52 Weeks of Self Care and Healing


Note: This is a series where I cover 52 healing practices to increase mental hygiene. They are not intended to replace necessary mental health or medical services. I am not paid to do this but it should be noted that these articles are my opinion and not medical advice. Please discuss with your healthcare professionals to determine what practices are right for your needs.

What is Breathwork?

There are a lot of breathing techniques out there, but this isn’t just meditation focused on the breath (as I initially thought it was) but a specific two part breath that involves an open mouth inhale into the belly, then the chest, before an open mouth exhale. Practitioners claim it moves stagnant energy through the body and helps clear emotional blockages. Studies do show that changing patterns of breathing can restore stress response systems in the body according to The Healing Power of Breath by Richard Brown and Patricia Gerbarg. I will say, this is one of those practices that you hear described one way, but the experience of it is completely different.

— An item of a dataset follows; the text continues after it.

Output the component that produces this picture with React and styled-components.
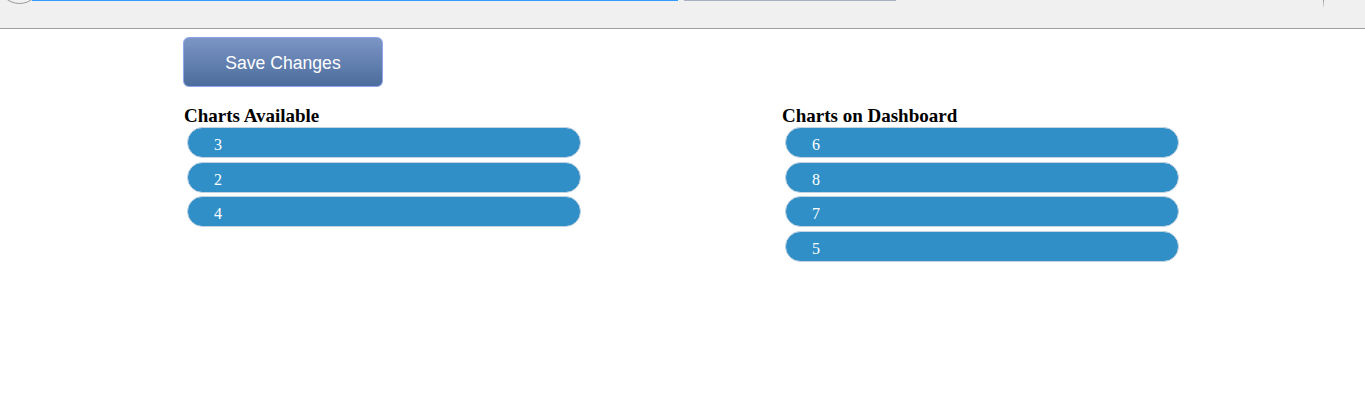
import React from 'react';
import styled, { createGlobalStyle } from 'styled-components';

const GlobalStyle = createGlobalStyle`
    html, body {
        margin: 0;
        padding: 0;
        background: #fff;
        font-family: "Liberation Serif", "Times New Roman", serif;
    }
`

const TopBar = styled.div`
    height: 28px;
    background: #f0f0f0;
    border-bottom: 1px solid #a0a0a0;
    display: flex;
    align-items: flex-start;
    overflow: hidden;
`

const Knob = styled.div`
    flex: none;
    width: 41px;
    height: 41px;
    margin: -39px -9px 0 -2px;
    border: 1px solid #9a9a9a;
    border-radius: 50%;
    background: #f0f0f0;
`

const Track = styled.div`
    flex: none;
    width: ${p => p.width}px;
    height: 1px;
    margin-left: ${p => p.gap || 0}px;
    background: ${p => p.color};
`

const Tick = styled.div`
    flex: none;
    width: 1px;
    height: 7px;
    margin-left: auto;
    margin-right: 41px;
    background: linear-gradient(#9a9a9a, #e0e0e0);
`

const Content = styled.div`
    padding: 8px 0 0 183px;
`

const SaveButton = styled.button`
    display: block;
    width: 200px;
    height: 50px;
    border: 1px solid #8ea6ea;
    border-radius: 6px;
    background: linear-gradient(#7c95c5, #4b6c9c);
    color: #fff;
    font-family: "Liberation Sans", Arial, sans-serif;
    font-size: 17.6px;
    padding: 2px 0 0;
    cursor: pointer;
`

const Columns = styled.div`
    display: grid;
    grid-template-columns: 598px 400px;
    margin: 18px 0 0 1px;
`

const Heading = styled.h3`
    margin: 0 0 1px;
    font-size: 19px;
    font-weight: bold;
    color: #000;
    line-height: 21px;
`

const List = styled.ul`
    list-style: none;
    margin: 0;
    padding: 0 0 0 3px;
    display: flex;
    flex-direction: column;
    gap: 3.5px;
`

const Item = styled.li`
    box-sizing: border-box;
    width: 394px;
    height: 31px;
    padding: 4px 0 0 26px;
    border: 1px solid #c4d3e1;
    border-radius: 16px;
    background: #318fc8;
    color: #fff;
    font-size: 16px;
    line-height: 25px;
`

const available = [3, 2, 4]
const dashboard = [6, 8, 7, 5]

const Section = ({ title, charts }) => (
    <div>
        <Heading>{title}</Heading>
        <List>
            {charts.map((c) => <Item key={c}>{c}</Item>)}
        </List>
    </div>
)

const App = () => {
    return (<>
        <GlobalStyle />
        <TopBar>
            <Knob />
            <Track width={646} color="#3399ff" />
            <Track width={212} gap={6} color="#a9b1c0" />
            <Tick />
        </TopBar>
        <Content>
            <SaveButton>Save Changes</SaveButton>
            <Columns>
                <Section title="Charts Available" charts={available} />
                <Section title="Charts on Dashboard" charts={dashboard} />
            </Columns>
        </Content>
    </>);
}

export default App;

My Experience of Breathwork

The reason I am starting this series with Breathwork is because of my own experience with the practice. I attended the class somewhat on accident. I thought it was a meditation class focused on the breath. I though perhaps I would learn different breathing techniques, but I did not have any clue what the class would actually end up being like. I sat down, and the teacher stated that we would be doing a powerful technique that may result in hand cramping and emotional outbursts like crying. Um..what?! I thought I was coming here to relax. I thought about leaving but I was already there, and my curiosity was peaked. I was sure I would not be crying in front of perfect strangers. Cut to me crying. And my hands did cramp like lobster claws as they described. Thankfully I had been warned, so these did not scare me. But what also happened is I felt SO GOOD. Like I had released ten years of emotional baggage. As a therapist, I know the power of talking through your problems and gaining new insight, but often the stored emotions don’t get released just through talking. This led me to incorporate more of a mind-body connection into my work as a therapist and I use breathwork on days where I just feel overwhelmed or fatigued and it really helps.


Know your limits – I have a lot of experience with therapy and coping skills. Breathwork tends to bring forward pent-up emotions, so know that you have a place to process what comes up in the class.

It’s a physical class – The breath, the tensing muscles, laying on your back; this is a more physical class than your typical meditation class. Know you body and what it can handle at the moment.

Choose group or 1:1 – Many meditation studios offer these classes which can be great because the energy of the room is very helpful. However, if it feels overwhelming to do this practice with others, you can find a practitioner to work with you one on one. Look up local meditation studios for classes and likely their teachers with offer individual sessions as well.